A smoky shadow passes across the silver surface of the knife. I blink. I tell myself that it’s our movements. I look again and see nothing but the glint of polished metal with bits of chicken clinging to the serrated edge. A sigh escapes me.
Softly, my mom kisses my cheek, and there’s another shadow in the shine, so fleeting, the quick flap of a bird’s wing, the flutter of eyelashes, there and then gone.
Death . . .
The voice calls to me, as if that’s my name. I shake my head. It’s not my name. My name is Ryan. My name is Ryan Poitier Sharpe. My name is Ryan.
Death, she beckons again, and it occurs to me that perhaps she is telling me who she is.
I tilt the knife sideways to peer into it. My own eyes shine back at me, but then she rises out of them, glaring. I swing my hand upward, wanting to shake her loose. I want to make her disappear. I want her gone. I want her to know I’ll fight her again. I’ll win again. I wave the knife, slash at the air.
There’s a yelp in my ear, and my father is on his feet, coming at me. I pull my hand back, away from him. My grandmother’s head is tilted sideways, listening hard. Her fingers are over her mouth as she shoots to her feet, faster than I thought she could move. Avery’s mouth is moving, but I can’t hear her words through the ghost’s murmurs. Pain sears through my shoulder as my father twists my arm painfully to the side.
Mine, Death whispers again, drawing my attention back to the knife that Nolan is trying to take from me. I’m scared for him, but I can’t look at him. My eyes are focused on the blade, eyes locked with hers, which are crinkling with humor.
Death is smiling.
Mine.
“Do you hear her?” I scream. She’s so loud. They must hear her.
From behind me, Ayida screams again. I crane my head to see her. Why are they looking at me like I’m the monster in this kitchen? Fingers pry mine open. The knife crashes onto the white floor?—?it’s splattered like scarlet poppies in a field of snow.

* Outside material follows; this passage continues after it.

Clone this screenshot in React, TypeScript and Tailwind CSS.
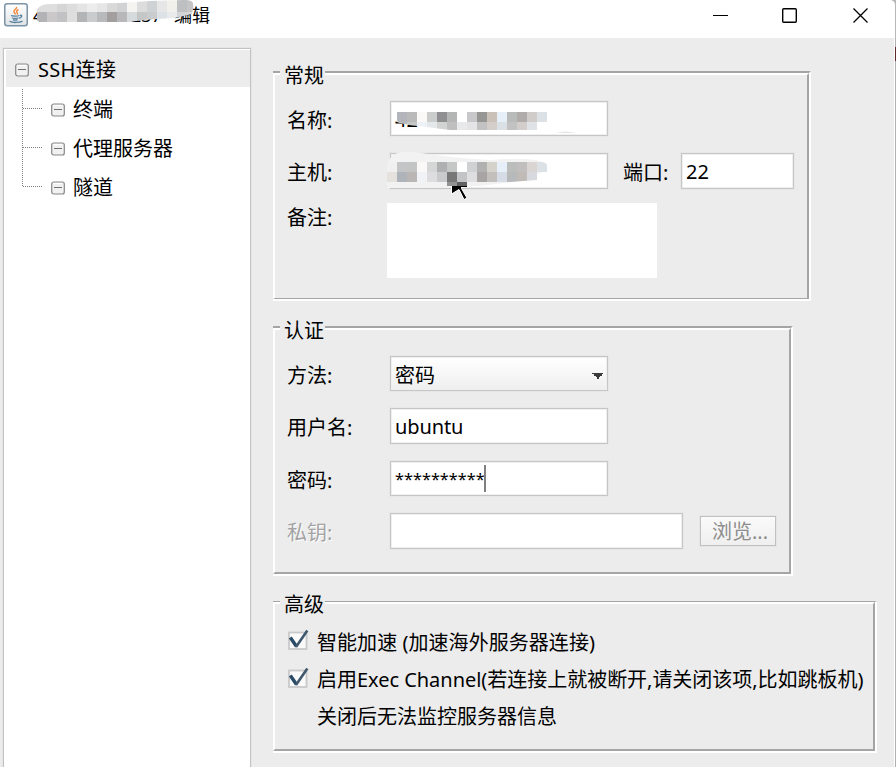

A big, black boot smashes down on the knife. I wouldn’t pick it up anyway. Nolan watches me, one arm stretched out to keep me back as he slowly bends down and slides it out from under his boot. He doesn’t take his eyes from me as he asks Ayida, “Are you hurt bad?”
“N-n-no,” she says through tears. “Small cut.”
My head whips toward her at this. “You’re cut? Oh God. No. She cut you?”
“She?” my father screams. His hands, still holding the knife, are on my upper arms. He shakes me so hard, my teeth rattle. I can smell the sharp tang of alcohol wafting from him. It takes me . . . somewhere else. “What the hell are you talking about? You cut your mother!”
My body goes limp in his grasp, gravity pulling me to the floor so that my father is no longer shaking me; he’s holding me up. “Are you telling me I have a crazy kid now?” His voice climbs, and his question suspends from the ledge of a mountain.